Your Chance Of Winning A Million

Harvey Jones looks at the odds of winning a million from various games of chance.

Harvey Jones

Banking and Borrowing

Harvey Jones
Updated on 22 August 2008

The new football season has seen the relaunch and rebranding of a venerable 85-year old pursuit - the Pools.

Littlewoods, Vernons and Zetters have been moulded into a single new entity, the New Football Pools, owned by Sportech, which has kicked off with a £5.5 million marketing campaign.

I'm no fan of gaming, but I do have a soft spot for the Pools, because I fondly remember my father and I filling in the coupon every Thursday evening back in the late 1970s. I think we once won £57.

Everybody dreams of winning a million, but what are the chances of it happening to you?

Inevitably, the answer is pretty slim, but the odds do vary depending on where you chance your luck.

It's a Lottery.

The National Lottery has created more than 2,100 millionaires or multi-millionaires since launch in November 1994. For every £1 spent on tickets, it pays out 50p to players in prizes.

Don't get too excited, because each £1 ticket gives you a one in 14 million chance of hitting the jackpot. But that doesn't stop 70% of the population from trying on a regular basis.

Those odds look thin, but you can prove anything with statistics, so try this: one in 9,423 players has now won a share of a National Lottery jackpot (including through clubs or syndicates). Do you feel lucky?

Your chances of picking up a smaller prize from scratch cards to prize draws are naturally much higher, but that won't change your life in the way winning a million would.

Bonds. Premium Bonds.

Premium Bonds, run by National Savings & Investments, was launched in 1957 with a top prize of £1,000, the equivalent of £16,729 today, enough to buy a brand new Morris Minor.

Premium Bonds slowly upped its prize money and hit the million mark in 1994.

Some 23 million people hold Premium Bonds -- 40% of the population. Ernie has now made more than 216 people millionaires and creates another two every month.

Each bond costs £1, although the minimum stake is £100. For each £1 unit your chances of winning a prize (the lowest is £50) are fixed at one in 22,000. If your stake is £100, you have a one in 220 chance. In August, Ernie dished out 1.6 million prizes.

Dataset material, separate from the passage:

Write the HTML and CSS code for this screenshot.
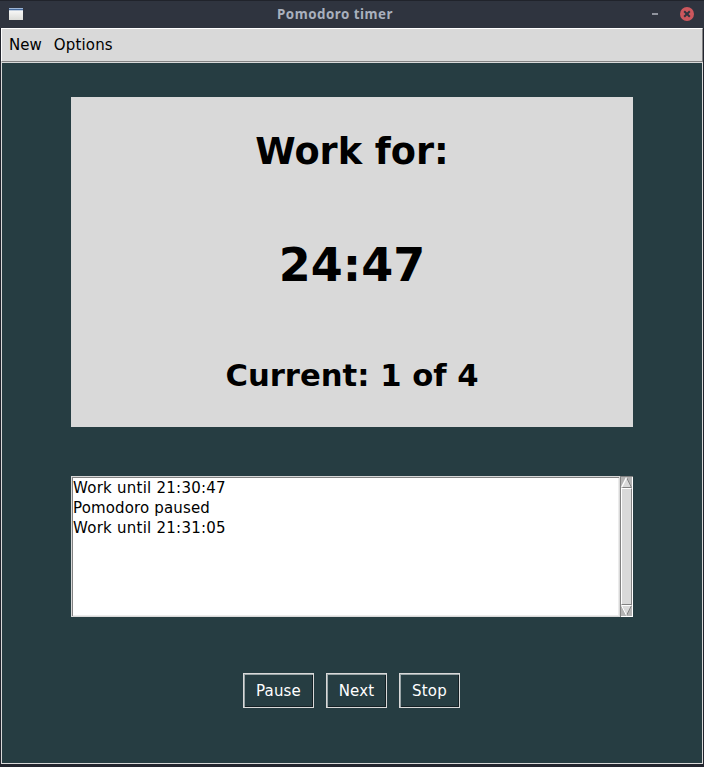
FILE: index.html
```html
<!DOCTYPE html>
<html lang="en">
<head>
<meta charset="utf-8">
<title>Pomodoro timer</title>
<link rel="stylesheet" href="styles.css">
</head>
<body>
<div class="window">
  <header class="titlebar">
    <svg class="app-icon" width="14" height="12" viewBox="0 0 14 12"><defs><linearGradient id="g" x2="0" y2="1"><stop stop-color="#fff"/><stop offset="1" stop-color="#dcdcd8"/></linearGradient></defs><rect width="14" height="12" fill="url(#g)"/><rect width="14" height="1" fill="#9fb6d6"/><rect y="1" width="14" height="1" fill="#456a9c"/><rect y="2" width="14" height="1" fill="#c3d0e0"/></svg>
    <h1 class="title">Pomodoro timer</h1>
    <svg class="controls" width="44" height="16" viewBox="0 0 44 16"><path d="M2 8h6" stroke="#90949e" stroke-width="2"/><circle cx="37" cy="8" r="7" fill="#cc575d"/><path d="M34.2 5.2l5.6 5.6m0-5.6l-5.6 5.6" stroke="#2f343f" stroke-width="2"/></svg>
  </header>
  <nav class="menubar"><span>New</span><span class="options">Options</span></nav>
  <main class="content">
    <section class="panel">
      <div class="status">Work for:</div>
      <div class="time">24:47</div>
      <div class="count">Current: 1 of 4</div>
    </section>
    <section class="log">
      <div class="lines"><div>Work until 21:30:47</div><div class="paused">Pomodoro paused</div><div>Work until 21:31:05</div></div>
      <div class="scrollbar">
        <svg width="11" height="11" viewBox="0 0 11 11"><path d="M5.5 .5L10.5 10.5H.5Z" fill="#d9d9d9"/><path d="M.5 10.5h10L5.5 .5" fill="none" stroke="#828282"/><path d="M.5 10.5L5.5 .5" stroke="#fff" stroke-width="1.4"/></svg>
        <div class="thumb"></div>
        <svg width="11" height="11" viewBox="0 0 11 11"><path d="M.5 .5h10L5.5 10.5Z" fill="#d9d9d9"/><path d="M5.5 10.5L10.5 .5" stroke="#828282"/><path d="M5.5 10.5L.5 .5h10" fill="none" stroke="#fff"/></svg>
      </div>
    </section>
    <div class="buttons"><button class="pause">Pause</button><button class="next">Next</button><button class="stop">Stop</button></div>
  </main>
</div>
</body>
</html>
```
FILE: styles.css
```css
* { box-sizing: border-box; }
body { margin: 0; background: #000; font-family: "DejaVu Sans", sans-serif; font-size: 15px; color: #000; }
.window { width: 704px; height: 767px; display: flex; flex-direction: column; background: #22252e; overflow: hidden; }
.titlebar { height: 28px; display: flex; align-items: center; padding: 0 10px 1px 9px; background: #2f343f; border-top: 1px solid #20232b; flex: none; }
.app-icon { flex: none; }
.title { flex: 1; margin: 0; padding-right: 3px; text-align: center; font: bold 13.33px/26px "Noto Sans", sans-serif; letter-spacing: .5px; color: #a9b0bd; }
.controls { flex: none; }
.menubar { height: 34px; display: flex; gap: 12px; margin: 0 1px; padding: 0 7px; line-height: 32px; background: #d9d9d9; border: 1px solid #fff; border-right-color: #828282; border-bottom-color: #828282; flex: none; }
.options { letter-spacing: .18px; }
.content { flex: 1; display: flex; flex-direction: column; align-items: center; margin: 0 1px 3px; padding-top: 34px; background: #263d42; border: 1px solid #d9d9d9; }
.panel { width: 562px; height: 330px; background: #d9d9d9; text-align: center; font-weight: bold; }
.status { margin-top: 33px; font-size: 36.7px; line-height: 44px; }
.time { margin-top: 63px; font-size: 46px; line-height: 56px; }
.count { margin-top: 64px; font-size: 30.67px; line-height: 38px; }
.log { display: flex; width: 562px; height: 141px; margin-top: 49px; background: #d9d9d9; }
.lines { flex: 1; border: 1px solid #d9d9d9; background: #fff; box-shadow: inset 1px 1px #828282, inset -1px -1px #ececec; padding: 1px 1px 0; line-height: 20px; letter-spacing: .25px; }
.lines .paused { letter-spacing: .15px; }
.scrollbar { width: 13px; display: flex; flex-direction: column; padding: 1px; background: #b3b3b3; box-shadow: inset 1px 1px #828282, inset -1px -1px #fff; }
.scrollbar svg { flex: none; display: block; }
.thumb { flex: 1; background: #d9d9d9; border: 1px solid #fff; border-right-color: #828282; border-bottom-color: #828282; }
.buttons { display: flex; gap: 12px; margin: 56px 1px 0 0; }
button { height: 35px; padding: 0; background: #263d42; color: #fff; font: 15px "DejaVu Sans", sans-serif; letter-spacing: .2px; border: 1px solid #d9d9d9; box-shadow: inset 1px 1px #9aa5a7, inset -1px -1px #142024; }
.pause { width: 71px; }
.next, .stop { width: 61px; }
```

But what are the odds of winning a million? The answer depends on how many bonds you hold. For each £1 bond, you have a one in 18.3 billion chance. If you hold £100 of bonds, that falls to one in 183 million, and if you hold £1,000, to one in 18.3 million.

At first sight, that compares poorly to the Lottery, where £1 gives you a one in 14 million chance and £1,000 a one in 14,000 chance, but there is a key difference. Your Premium Bonds go back into the draw month after month, year after year, and you can get your money back at any time. Not so your Lottery ticket. Oh, and unlike the Lottery, there is no time limit to claim your prize.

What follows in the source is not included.